6. K-type stars — Orange, stable, and long-lived

K-type stars have surface temperatures roughly 3,700–5,200 K. Main-sequence K dwarfs typically carry between about 0.45 and 0.8 M☉ and shine with orange tones.

Giants like Arcturus are evolved K stars, but main-sequence K dwarfs are long-lived — lasting several to tens of billions of years depending on mass. Their habitable zones are wider than for M dwarfs and their activity levels are often lower than those of red dwarfs, making them promising targets for habitable-planet searches. An example exoplanet host is HD 40307 (K2.5V).
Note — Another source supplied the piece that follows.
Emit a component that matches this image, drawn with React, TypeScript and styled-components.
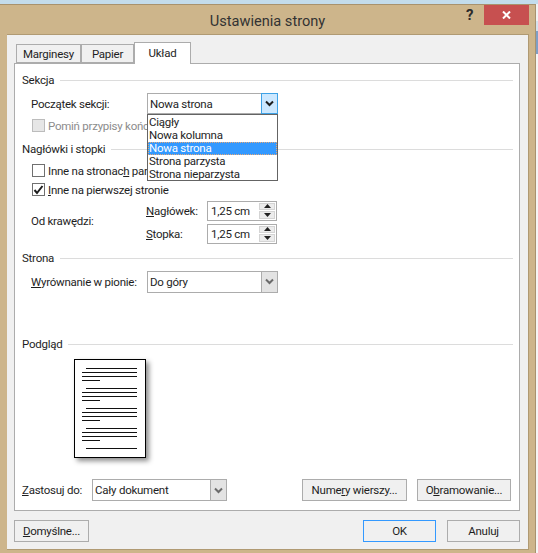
import styled, { createGlobalStyle } from 'styled-components';

const GlobalStyle = createGlobalStyle`
    html, body {
        margin: 0;
        padding: 0;
        background: #ffffff;
        overflow: hidden;
    }
    body {
        font-family: Roboto, "Noto Sans", sans-serif;
        font-size: 11.5px;
        letter-spacing: -0.25px;
        color: #1e1e1e;
    }
    * {
        box-sizing: border-box;
    }
`;

const Desktop = styled.div`
    width: 538px;
    height: 553px;
    padding-top: 4px;
    overflow: hidden;
    background: linear-gradient(
        180deg,
        #c3dcec 0,
        #c3dcec 4px,
        #f2f2f2 4px,
        #f2f2f2 21px,
        #d5e2ee 21px,
        #d5e2ee 31px,
        #7f9fc6 31px,
        #7f9fc6 54px,
        #f5f5f5 54px
    );
`;

const DialogWindow = styled.div`
    position: relative;
    width: 536px;
    height: 549px;
    display: flex;
    flex-direction: column;
    background: #cdb58b;
    border-top: 1px solid #a8926e;
    border-right: 1px solid #a8926e;
`;

const TitleBar = styled.div`
    height: 29px;
    flex: none;
    display: flex;
    align-items: center;
    justify-content: center;
    padding-top: 3px;
    font-size: 14.6px;
    letter-spacing: 0;
    color: #333333;
`;

const HelpMark = styled.span`
    position: absolute;
    top: 1px;
    left: 466px;
    font-size: 15px;
    font-weight: 700;
    color: #2b2b2b;
`;

const CloseButton = styled.div`
    position: absolute;
    top: 0;
    left: 484px;
    width: 45px;
    height: 20px;
    display: flex;
    align-items: center;
    justify-content: center;
    background: #c75050;
`;

const Client = styled.div`
    flex: 1;
    margin: 0 6px 3px 7px;
    padding: 7px 6px 0 7px;
    display: flex;
    flex-direction: column;
    background: #f0f0f0;
    border: 1px solid #b09a73;
    border-left: none;
`;

const TabStrip = styled.div`
    height: 21px;
    flex: none;
    display: flex;
    align-items: flex-end;
    padding-left: 2px;
`;

const Tab = styled.div<{ $active?: boolean; $width: number }>`
    position: relative;
    width: ${(p) => p.$width}px;
    height: ${(p) => (p.$active ? 22 : 19)}px;
    margin-bottom: ${(p) => (p.$active ? -1 : 0)}px;
    display: flex;
    align-items: center;
    justify-content: center;
    padding-bottom: ${(p) => (p.$active ? 2 : 0)}px;
    background: ${(p) => (p.$active ? '#ffffff' : '#f0f0f0')};
    border: 1px solid #acacac;
    border-bottom: ${(p) => (p.$active ? 'none' : '1px solid #acacac')};
    z-index: ${(p) => (p.$active ? 1 : 0)};
`;

const Panel = styled.div`
    position: relative;
    width: 506px;
    height: 448px;
    flex: none;
    padding: 8px 6px 0 7px;
    background: #ffffff;
    border: 1px solid #acacac;
`;

const Legend = styled.div<{ $top?: number }>`
    height: 16px;
    margin-top: ${(p) => p.$top ?? 0}px;
    display: flex;
    align-items: center;
    gap: 6px;
    &::after {
        content: '';
        flex: 1;
        height: 1px;
        background: #dcdcdc;
    }
`;

const FieldRow = styled.div<{ $top?: number }>`
    height: 21px;
    margin-top: ${(p) => p.$top ?? 0}px;
    padding-left: 9px;
    display: flex;
    align-items: center;
`;

const FieldLabel = styled.span`
    width: 116px;
    flex: none;
    white-space: nowrap;
`;

const Select = styled.div<{ $width: number; $open?: boolean }>`
    width: ${(p) => p.$width}px;
    height: ${(p) => (p.$open ? 21 : 22)}px;
    display: flex;
    align-items: stretch;
    padding-left: 2px;
    background: #ffffff;
    border: 1px solid #acacac;
`;

const SelectValue = styled.span`
    flex: 1;
    display: flex;
    align-items: center;
    white-space: nowrap;
`;

const SelectButton = styled.span<{ $open?: boolean }>`
    width: 17px;
    display: flex;
    align-items: center;
    justify-content: center;
    background: ${(p) => (p.$open ? '#cce8ff' : '#e3e3e3')};
    border: 1px solid ${(p) => (p.$open ? '#3ea2e6' : '#acacac')};
    margin: -1px -1px -1px 0;
`;

const CheckRow = styled.div<{ $disabled?: boolean; $top?: number }>`
    height: 19px;
    margin-top: ${(p) => p.$top ?? 0}px;
    padding-left: 10px;
    display: flex;
    align-items: center;
    gap: 3px;
    white-space: nowrap;
    color: ${(p) => (p.$disabled ? '#8c8c8c' : 'inherit')};
`;

const CheckBox = styled.span<{ $disabled?: boolean }>`
    width: 13px;
    height: 13px;
    flex: none;
    display: flex;
    align-items: center;
    justify-content: center;
    background: ${(p) => (p.$disabled ? '#e6e6e6' : '#ffffff')};
    border: 1px solid ${(p) => (p.$disabled ? '#bcbcbc' : '#707070')};
`;

const DropdownList = styled.div`
    position: absolute;
    top: 50px;
    left: 132px;
    width: 131px;
    height: 67px;
    padding: 1px 0;
    background: #ffffff;
    border: 1px solid #646464;
    z-index: 2;
`;

const DropdownItem = styled.div<{ $selected?: boolean }>`
    height: 13px;
    padding-left: 1px;
    display: flex;
    align-items: center;
    line-height: 13px;
    color: ${(p) => (p.$selected ? '#ffffff' : 'inherit')};
    background: ${(p) => (p.$selected ? '#3399ff' : 'transparent')};
    outline: ${(p) => (p.$selected ? '1px dotted #e6a878' : 'none')};
    outline-offset: -1px;
`;

const OffsetBlock = styled.div`
    height: 44px;
    margin-top: 1px;
    padding-left: 9px;
    display: flex;
    align-items: center;
`;

const OffsetLabel = styled.span`
    width: 115px;
    flex: none;
    padding-bottom: 3px;
`;

const OffsetFields = styled.div`
    display: grid;
    grid-template-columns: 61px 70px;
    row-gap: 3px;
    align-items: center;
`;

const Spinner = styled.div`
    height: 20px;
    display: flex;
    align-items: stretch;
    padding-left: 3px;
    background: #ffffff;
    border: 1px solid #acacac;
`;

const SpinButtons = styled.div`
    width: 16px;
    margin: 1px;
    display: flex;
    flex-direction: column;
    gap: 1px;
`;

const SpinButton = styled.span`
    flex: 1;
    display: flex;
    align-items: center;
    justify-content: center;
    background: #ececec;
    border: 1px solid #d4d4d4;
`;

const PagePreview = styled.div`
    width: 72px;
    height: 99px;
    margin: 7px 0 0 52px;
    background: #ffffff;
    border: 1px solid #000000;
    box-shadow: 3px 3px 5px rgba(0, 0, 0, 0.45);
`;

const ApplyRow = styled.div`
    height: 22px;
    margin-top: 21px;
    display: flex;
    align-items: center;
`;

const ApplyLabel = styled.span`
    width: 70px;
    flex: none;
`;

const ApplyButtons = styled.div`
    margin-left: auto;
    margin-right: 2px;
    display: flex;
    gap: 10px;
`;

const Button = styled.div<{ $width: number; $primary?: boolean }>`
    width: ${(p) => p.$width}px;
    height: 22px;
    display: flex;
    align-items: center;
    justify-content: center;
    background: #f0f0f0;
    border: 1px solid ${(p) => (p.$primary ? '#3399ff' : '#acacac')};
`;

const Footer = styled.div`
    margin-top: 9px;
    width: 506px;
    display: flex;
    gap: 11px;
    > :first-child {
        margin-right: auto;
    }
`;

const Chevron = ({ color }: { color: string }) => (
    <svg width="9" height="7" viewBox="0 0 9 7">
        <path d="M1 1.5 L4.5 5 L8 1.5" fill="none" stroke={color} strokeWidth="2" />
    </svg>
);

const Arrow = ({ up }: { up?: boolean }) => (
    <svg width="7" height="4" viewBox="0 0 7 4">
        <path d={up ? 'M3.5 0 L7 4 L0 4 Z' : 'M0 0 L7 0 L3.5 4 Z'} fill="#222222" />
    </svg>
);

const textRows = [368, 388, 408, 428];

const PageLines = () => (
    <svg width="70" height="97" viewBox="75 360 70 97">
        {textRows.map((y) => (
            <g key={y} stroke="#111111" strokeWidth="1">
                <line x1="86" x2="137" y1={y + 0.5} y2={y + 0.5} />
                <line x1="82" x2="137" y1={y + 4.5} y2={y + 4.5} />
                <line x1="82" x2="137" y1={y + 8.5} y2={y + 8.5} />
                <line x1="82" x2="100" y1={y + 12.5} y2={y + 12.5} />
            </g>
        ))}
        <line x1="86" x2="137" y1="448.5" y2="448.5" stroke="#111111" strokeWidth="1" />
    </svg>
);

const App = () => {
    return (
        <Desktop>
            <GlobalStyle />
            <DialogWindow>
                <TitleBar>Ustawienia strony</TitleBar>
                <HelpMark>?</HelpMark>
                <CloseButton>
                    <svg width="9" height="8" viewBox="0 0 9 8">
                        <path d="M1 0.5 L8 7.5 M8 0.5 L1 7.5" stroke="#ffffff" strokeWidth="2" />
                    </svg>
                </CloseButton>
                <Client>
                    <TabStrip>
                        <Tab $width={65}>Marginesy</Tab>
                        <Tab $width={53}>Papier</Tab>
                        <Tab $width={57} $active>
                            Układ
                        </Tab>
                    </TabStrip>
                    <Panel>
                        <Legend>Sekcja</Legend>
                        <FieldRow $top={5}>
                            <FieldLabel>Początek sekcji:</FieldLabel>
                            <Select $width={131} $open>
                                <SelectValue>Nowa strona</SelectValue>
                                <SelectButton $open>
                                    <Chevron color="#1e1e1e" />
                                </SelectButton>
                            </Select>
                        </FieldRow>
                        <DropdownList>
                            <DropdownItem>Ciągły</DropdownItem>
                            <DropdownItem>Nowa kolumna</DropdownItem>
                            <DropdownItem $selected>Nowa strona</DropdownItem>
                            <DropdownItem>Strona parzysta</DropdownItem>
                            <DropdownItem>Strona nieparzysta</DropdownItem>
                        </DropdownList>
                        <CheckRow $disabled $top={2}>
                            <CheckBox $disabled />
                            Pomiń przypisy końcowe
                        </CheckRow>
                        <Legend $top={6}>Nagłówki i stopki</Legend>
                        <CheckRow $top={4}>
                            <CheckBox />
                            <span>
                                Inne na stronac<u>h</u> parzystych
                            </span>
                        </CheckRow>
                        <CheckRow>
                            <CheckBox>
                                <svg width="11" height="10" viewBox="0 0 11 10">
                                    <path d="M1.5 5 L4 8 L9.5 1" fill="none" stroke="#1e1e1e" strokeWidth="2" />
                                </svg>
                            </CheckBox>
                            <span>
                                <u>I</u>nne na pierwszej stronie
                            </span>
                        </CheckRow>
                        <OffsetBlock>
                            <OffsetLabel>Od krawędzi:</OffsetLabel>
                            <OffsetFields>
                                <span>
                                    <u>N</u>agłówek:
                                </span>
                                <Spinner>
                                    <SelectValue>1,25 cm</SelectValue>
                                    <SpinButtons>
                                        <SpinButton>
                                            <Arrow up />
                                        </SpinButton>
                                        <SpinButton>
                                            <Arrow />
                                        </SpinButton>
                                    </SpinButtons>
                                </Spinner>
                                <span>
                                    <u>S</u>topka:
                                </span>
                                <Spinner>
                                    <SelectValue>1,25 cm</SelectValue>
                                    <SpinButtons>
                                        <SpinButton>
                                            <Arrow up />
                                        </SpinButton>
                                        <SpinButton>
                                            <Arrow />
                                        </SpinButton>
                                    </SpinButtons>
                                </Spinner>
                            </OffsetFields>
                        </OffsetBlock>
                        <Legend $top={6}>Strona</Legend>
                        <FieldRow $top={5}>
                            <FieldLabel>
                                <u>W</u>yrównanie w pionie:
                            </FieldLabel>
                            <Select $width={131}>
                                <SelectValue>Do góry</SelectValue>
                                <SelectButton>
                                    <Chevron color="#6b6b6b" />
                                </SelectButton>
                            </Select>
                        </FieldRow>
                        <Legend $top={44}>Podgląd</Legend>
                        <PagePreview>
                            <PageLines />
                        </PagePreview>
                        <ApplyRow>
                            <ApplyLabel>
                                <u>Z</u>astosuj do:
                            </ApplyLabel>
                            <Select $width={135}>
                                <SelectValue>Cały dokument</SelectValue>
                                <SelectButton>
                                    <Chevron color="#6b6b6b" />
                                </SelectButton>
                            </Select>
                            <ApplyButtons>
                                <Button $width={105}>
                                    <span>
                                        Nume<u>r</u>y wierszy...
                                    </span>
                                </Button>
                                <Button $width={94}>
                                    <span>
                                        O<u>b</u>ramowanie...
                                    </span>
                                </Button>
                            </ApplyButtons>
                        </ApplyRow>
                    </Panel>
                    <Footer>
                        <Button $width={75}>
                            <span>
                                <u>D</u>omyślne...
                            </span>
                        </Button>
                        <Button $width={73} $primary>
                            OK
                        </Button>
                        <Button $width={73}>Anuluj</Button>
                    </Footer>
                </Client>
            </DialogWindow>
        </Desktop>
    );
};

export default App;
7. M-type stars — Red dwarfs, abundant and long-lived

M dwarfs have surface temperatures below about 3,700 K and masses under roughly 0.45 M☉. They’re small, faint, and incredibly common — they make up the majority of stars in our neighborhood and the Galaxy at large.

Their theoretical lifespans stretch from tens of billions to trillions of years because they burn fuel so slowly. Nearby examples with high public interest include Proxima Centauri (M5.5Ve), the Sun’s nearest stellar neighbor, and TRAPPIST-1 (M8V), known for its seven small planets.

M dwarfs are magnetically active at times and can flare, which complicates habitability for close-in planets. Still, their abundance and the ease of detecting small planets around them make M stars central to ongoing exoplanet discovery programs (see the NASA Exoplanet Archive).

Summary

  • The seven spectral types in order are O → B → A → F → G → K → M, a sequence that tracks decreasing temperature and increasing lifespan.
  • As you move from hot to cool: temperatures, masses, and luminosities fall while main-sequence lifetimes rise from millions (O) to trillions of years (low-mass M dwarfs).
  • Different classes matter for different reasons — massive O and B stars drive nucleosynthesis and galactic ecology, A–G stars are prime targets for detailed stellar physics and planet searches, and K/M stars dominate exoplanet yield and long-term habitability studies.
  • Quick reminders: the Sun is a G2V star (about 4.6 billion years old), spot bright stars like Rigel and Vega with binoculars, and use NASA or ESA pages (and the NASA Exoplanet Archive) for up-to-date data.